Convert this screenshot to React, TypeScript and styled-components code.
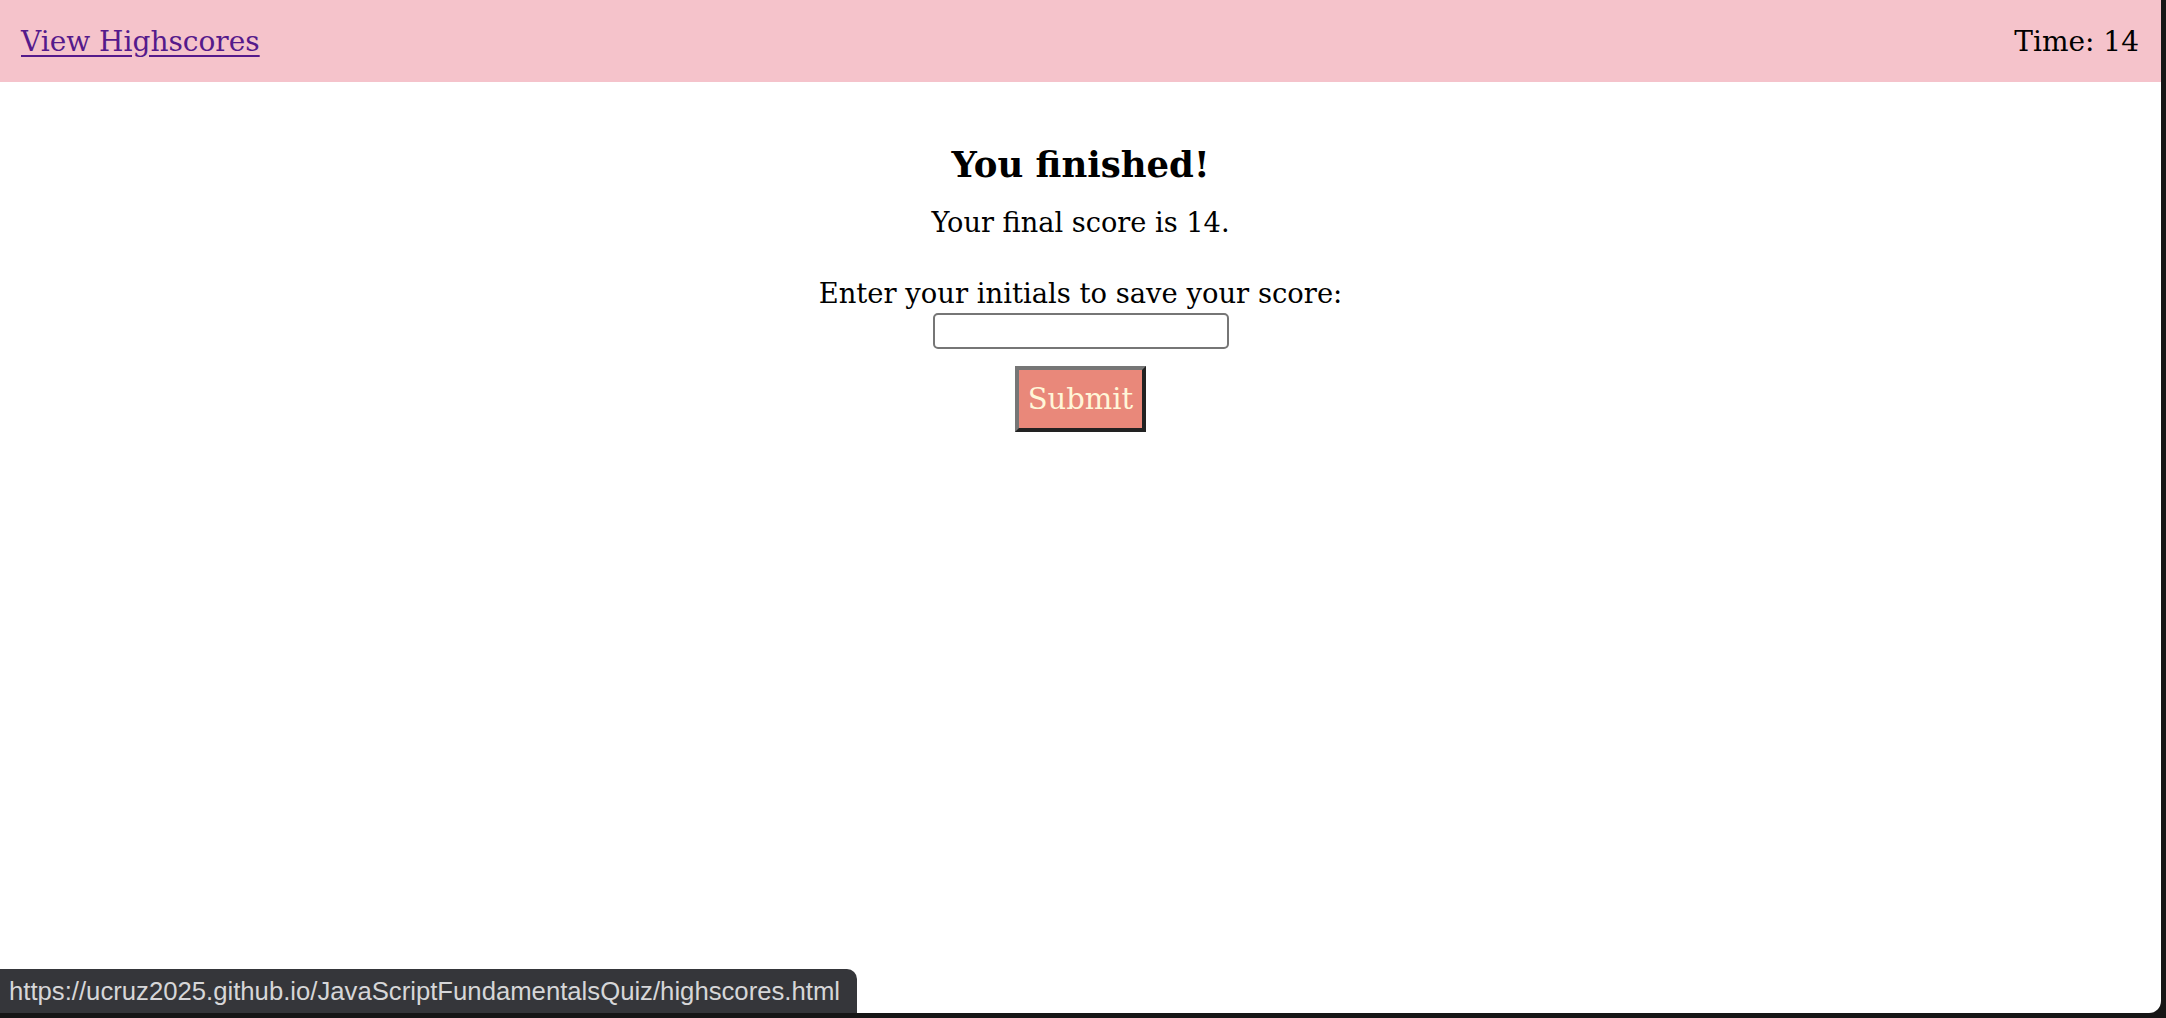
import React from "react";
import styled, { createGlobalStyle } from "styled-components";

const GlobalStyle = createGlobalStyle`
  html, body { margin: 0; padding: 0; background: #161616; }
  body { font-family: "DejaVu Serif", Georgia, serif; }
`;

const Frame = styled.div`
  width: 2166px;
  height: 1018px;
  background: #161616;
  position: relative;
  overflow: hidden;
`;

const Page = styled.div`
  width: 2161px;
  height: 1013px;
  background: #ffffff;
  border-bottom-right-radius: 12px;
  display: flex;
  flex-direction: column;
  overflow: hidden;
`;

const Header = styled.header`
  height: 82px;
  background: #f5c3cb;
  display: flex;
  align-items: center;
  justify-content: space-between;
  padding: 0 22px 0 21px;
  font-size: 28px;
  color: #000;
`;

const HighscoreLink = styled.a`
  color: #551a8b;
  text-decoration: underline;
  text-underline-offset: 4px;
`;

const Timer = styled.span``;

const Main = styled.main`
  display: flex;
  flex-direction: column;
  align-items: center;
  padding-top: 58px;
`;

const Title = styled.h1`
  margin: 0 0 14px;
  font-size: 35.5px;
  font-weight: bold;
  line-height: 1.4;
`;

const Score = styled.p`
  margin: 0;
  font-size: 27.2px;
  line-height: 1.4;
`;

const Form = styled.form`
  display: flex;
  flex-direction: column;
  align-items: center;
  margin-top: 33px;
`;

const Label = styled.label`
  font-size: 27.4px;
  line-height: 1.4;
`;

const Input = styled.input`
  width: 296px;
  height: 36px;
  box-sizing: border-box;
  border: 2px solid #767676;
  border-radius: 5px;
  background: #fff;
  margin-top: 0;
`;

const SubmitButton = styled.button`
  margin-top: 17px;
  width: 131px;
  height: 66px;
  box-sizing: border-box;
  background: #e9887a;
  color: #fff6d8;
  font-family: "DejaVu Serif", Georgia, serif;
  font-size: 29px;
  border-style: solid;
  border-width: 4px;
  border-color: #767676 #222222 #222222 #767676;
  padding: 0;
  cursor: pointer;
`;

const StatusBar = styled.div`
  position: absolute;
  left: 0;
  bottom: 5px;
  width: 857px;
  height: 44px;
  box-sizing: border-box;
  background: #35363a;
  border-top-right-radius: 10px;
  color: #d6d6d8;
  font-family: "Liberation Sans", Arial, sans-serif;
  font-size: 25.7px;
  display: flex;
  align-items: center;
  padding-left: 9px;
  white-space: nowrap;
`;

export default function App() {
  return (
    <>
      <GlobalStyle />
      <Frame>
        <Page>
          <Header>
            <HighscoreLink href="#">View Highscores</HighscoreLink>
            <Timer>Time: 14</Timer>
          </Header>
          <Main>
            <Title>You finished!</Title>
            <Score>Your final score is 14.</Score>
            <Form onSubmit={(e) => e.preventDefault()}>
              <Label htmlFor="initials">Enter your initials to save your score:</Label>
              <Input id="initials" type="text" />
              <SubmitButton type="submit">Submit</SubmitButton>
            </Form>
          </Main>
        </Page>
        <StatusBar>https://ucruz2025.github.io/JavaScriptFundamentalsQuiz/highscores.html</StatusBar>
      </Frame>
    </>
  );
}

--------------------

[Set exercise]
Reproduce the material above verbatim; omit every picture.

[Task output]
Convert this screenshot to React, TypeScript and styled-components code.
import React from "react";
import styled, { createGlobalStyle } from "styled-components";

const GlobalStyle = createGlobalStyle`
  html, body { margin: 0; padding: 0; background: #161616; }
  body { font-family: "DejaVu Serif", Georgia, serif; }
`;

const Frame = styled.div`
  width: 2166px;
  height: 1018px;
  background: #161616;
  position: relative;
  overflow: hidden;
`;

const Page = styled.div`
  width: 2161px;
  height: 1013px;
  background: #ffffff;
  border-bottom-right-radius: 12px;
  display: flex;
  flex-direction: column;
  overflow: hidden;
`;

const Header = styled.header`
  height: 82px;
  background: #f5c3cb;
  display: flex;
  align-items: center;
  justify-content: space-between;
  padding: 0 22px 0 21px;
  font-size: 28px;
  color: #000;
`;

const HighscoreLink = styled.a`
  color: #551a8b;
  text-decoration: underline;
  text-underline-offset: 4px;
`;

const Timer = styled.span``;

const Main = styled.main`
  display: flex;
  flex-direction: column;
  align-items: center;
  padding-top: 58px;
`;

const Title = styled.h1`
  margin: 0 0 14px;
  font-size: 35.5px;
  font-weight: bold;
  line-height: 1.4;
`;

const Score = styled.p`
  margin: 0;
  font-size: 27.2px;
  line-height: 1.4;
`;

const Form = styled.form`
  display: flex;
  flex-direction: column;
  align-items: center;
  margin-top: 33px;
`;

const Label = styled.label`
  font-size: 27.4px;
  line-height: 1.4;
`;

const Input = styled.input`
  width: 296px;
  height: 36px;
  box-sizing: border-box;
  border: 2px solid #767676;
  border-radius: 5px;
  background: #fff;
  margin-top: 0;
`;

const SubmitButton = styled.button`
  margin-top: 17px;
  width: 131px;
  height: 66px;
  box-sizing: border-box;
  background: #e9887a;
  color: #fff6d8;
  font-family: "DejaVu Serif", Georgia, serif;
  font-size: 29px;
  border-style: solid;
  border-width: 4px;
  border-color: #767676 #222222 #222222 #767676;
  padding: 0;
  cursor: pointer;
`;

const StatusBar = styled.div`
  position: absolute;
  left: 0;
  bottom: 5px;
  width: 857px;
  height: 44px;
  box-sizing: border-box;
  background: #35363a;
  border-top-right-radius: 10px;
  color: #d6d6d8;
  font-family: "Liberation Sans", Arial, sans-serif;
  font-size: 25.7px;
  display: flex;
  align-items: center;
  padding-left: 9px;
  white-space: nowrap;
`;

export default function App() {
  return (
    <>
      <GlobalStyle />
      <Frame>
        <Page>
          <Header>
            <HighscoreLink href="#">View Highscores</HighscoreLink>
            <Timer>Time: 14</Timer>
          </Header>
          <Main>
            <Title>You finished!</Title>
            <Score>Your final score is 14.</Score>
            <Form onSubmit={(e) => e.preventDefault()}>
              <Label htmlFor="initials">Enter your initials to save your score:</Label>
              <Input id="initials" type="text" />
              <SubmitButton type="submit">Submit</SubmitButton>
            </Form>
          </Main>
        </Page>
        <StatusBar>https://ucruz2025.github.io/JavaScriptFundamentalsQuiz/highscores.html</StatusBar>
      </Frame>
    </>
  );
}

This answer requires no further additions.